■ What to do
Take every line from the first down to the line with "import React from" and set it down exactly, without the pictures.

■ Collected material
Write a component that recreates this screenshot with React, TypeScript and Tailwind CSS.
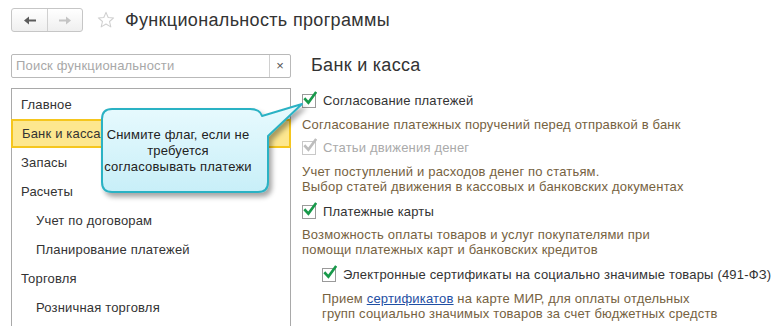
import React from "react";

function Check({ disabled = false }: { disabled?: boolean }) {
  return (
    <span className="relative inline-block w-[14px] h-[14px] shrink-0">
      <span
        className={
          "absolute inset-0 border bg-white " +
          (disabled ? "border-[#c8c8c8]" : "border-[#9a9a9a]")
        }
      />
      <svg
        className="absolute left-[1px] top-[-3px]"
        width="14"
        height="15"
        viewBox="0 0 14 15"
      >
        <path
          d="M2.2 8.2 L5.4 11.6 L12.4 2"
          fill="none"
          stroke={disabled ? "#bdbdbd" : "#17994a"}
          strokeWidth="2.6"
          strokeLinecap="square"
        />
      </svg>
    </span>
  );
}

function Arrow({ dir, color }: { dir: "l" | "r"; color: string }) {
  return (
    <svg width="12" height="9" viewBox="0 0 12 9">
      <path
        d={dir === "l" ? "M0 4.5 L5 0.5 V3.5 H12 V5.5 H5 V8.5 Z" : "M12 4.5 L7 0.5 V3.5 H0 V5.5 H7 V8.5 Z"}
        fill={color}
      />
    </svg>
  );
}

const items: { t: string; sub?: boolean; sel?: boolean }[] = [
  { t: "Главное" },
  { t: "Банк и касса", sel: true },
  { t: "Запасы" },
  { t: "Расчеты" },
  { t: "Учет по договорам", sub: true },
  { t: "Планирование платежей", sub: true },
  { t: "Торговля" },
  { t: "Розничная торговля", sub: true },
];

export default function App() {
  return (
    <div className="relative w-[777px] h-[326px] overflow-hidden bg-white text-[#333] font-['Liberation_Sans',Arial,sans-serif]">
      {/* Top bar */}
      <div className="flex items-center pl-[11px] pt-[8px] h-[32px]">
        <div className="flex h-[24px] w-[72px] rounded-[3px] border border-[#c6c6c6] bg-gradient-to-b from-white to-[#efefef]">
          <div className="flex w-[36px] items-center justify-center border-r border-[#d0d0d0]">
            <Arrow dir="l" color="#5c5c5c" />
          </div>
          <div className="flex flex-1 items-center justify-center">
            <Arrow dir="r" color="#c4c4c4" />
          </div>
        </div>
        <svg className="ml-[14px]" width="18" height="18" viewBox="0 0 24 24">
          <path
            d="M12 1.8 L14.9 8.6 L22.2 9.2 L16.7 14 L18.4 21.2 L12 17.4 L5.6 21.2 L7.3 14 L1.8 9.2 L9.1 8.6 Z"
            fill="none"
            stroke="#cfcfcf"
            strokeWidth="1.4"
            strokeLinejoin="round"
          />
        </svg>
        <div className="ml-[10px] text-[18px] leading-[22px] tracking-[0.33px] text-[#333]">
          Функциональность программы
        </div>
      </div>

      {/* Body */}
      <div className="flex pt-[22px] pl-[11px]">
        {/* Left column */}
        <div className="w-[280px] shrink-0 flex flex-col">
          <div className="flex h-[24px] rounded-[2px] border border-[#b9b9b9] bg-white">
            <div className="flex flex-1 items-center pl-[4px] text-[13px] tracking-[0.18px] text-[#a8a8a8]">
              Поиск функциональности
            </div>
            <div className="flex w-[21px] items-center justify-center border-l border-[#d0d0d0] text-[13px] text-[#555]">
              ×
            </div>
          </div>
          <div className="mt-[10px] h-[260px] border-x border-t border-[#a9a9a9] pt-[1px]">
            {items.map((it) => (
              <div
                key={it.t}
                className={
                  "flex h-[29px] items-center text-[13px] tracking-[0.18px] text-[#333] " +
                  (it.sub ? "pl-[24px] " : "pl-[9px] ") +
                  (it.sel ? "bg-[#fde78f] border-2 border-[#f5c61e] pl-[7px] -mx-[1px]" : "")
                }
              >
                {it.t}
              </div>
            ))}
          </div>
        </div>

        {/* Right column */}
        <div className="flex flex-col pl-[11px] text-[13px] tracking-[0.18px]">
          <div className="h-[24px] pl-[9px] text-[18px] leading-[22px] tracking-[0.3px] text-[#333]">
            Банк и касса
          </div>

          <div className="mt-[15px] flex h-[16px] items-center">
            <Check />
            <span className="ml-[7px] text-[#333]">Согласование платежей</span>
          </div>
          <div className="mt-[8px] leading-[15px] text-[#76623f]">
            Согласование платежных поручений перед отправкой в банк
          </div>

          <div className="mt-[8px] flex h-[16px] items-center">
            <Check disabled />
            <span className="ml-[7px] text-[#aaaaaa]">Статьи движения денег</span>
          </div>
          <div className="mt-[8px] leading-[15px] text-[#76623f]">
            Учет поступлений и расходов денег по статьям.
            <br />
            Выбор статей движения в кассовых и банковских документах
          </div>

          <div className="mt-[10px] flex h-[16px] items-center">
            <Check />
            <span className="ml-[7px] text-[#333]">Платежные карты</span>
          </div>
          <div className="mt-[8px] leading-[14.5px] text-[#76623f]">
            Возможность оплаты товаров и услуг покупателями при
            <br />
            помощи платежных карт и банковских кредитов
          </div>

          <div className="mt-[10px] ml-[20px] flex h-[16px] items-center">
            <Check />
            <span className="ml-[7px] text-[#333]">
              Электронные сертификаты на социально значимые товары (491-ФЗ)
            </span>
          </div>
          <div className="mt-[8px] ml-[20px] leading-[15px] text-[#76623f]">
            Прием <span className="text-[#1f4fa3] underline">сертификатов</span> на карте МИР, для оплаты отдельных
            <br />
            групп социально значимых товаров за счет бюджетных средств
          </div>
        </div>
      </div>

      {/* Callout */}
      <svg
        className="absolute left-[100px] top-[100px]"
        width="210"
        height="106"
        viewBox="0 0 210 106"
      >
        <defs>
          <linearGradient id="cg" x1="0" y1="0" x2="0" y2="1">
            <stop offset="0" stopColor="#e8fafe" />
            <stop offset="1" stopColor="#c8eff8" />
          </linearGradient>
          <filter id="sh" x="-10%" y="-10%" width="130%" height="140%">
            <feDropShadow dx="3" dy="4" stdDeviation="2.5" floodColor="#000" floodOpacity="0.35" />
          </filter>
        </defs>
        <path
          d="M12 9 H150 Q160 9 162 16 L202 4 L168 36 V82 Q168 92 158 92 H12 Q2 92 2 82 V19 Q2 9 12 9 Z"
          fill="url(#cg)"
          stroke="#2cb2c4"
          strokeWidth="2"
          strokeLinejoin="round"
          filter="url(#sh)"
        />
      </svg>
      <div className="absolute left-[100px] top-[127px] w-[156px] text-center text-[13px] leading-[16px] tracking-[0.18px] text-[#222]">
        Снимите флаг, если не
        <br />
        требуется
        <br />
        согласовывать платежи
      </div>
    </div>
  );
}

■ Reply
Write a component that recreates this screenshot with React, TypeScript and Tailwind CSS.
import React from "react";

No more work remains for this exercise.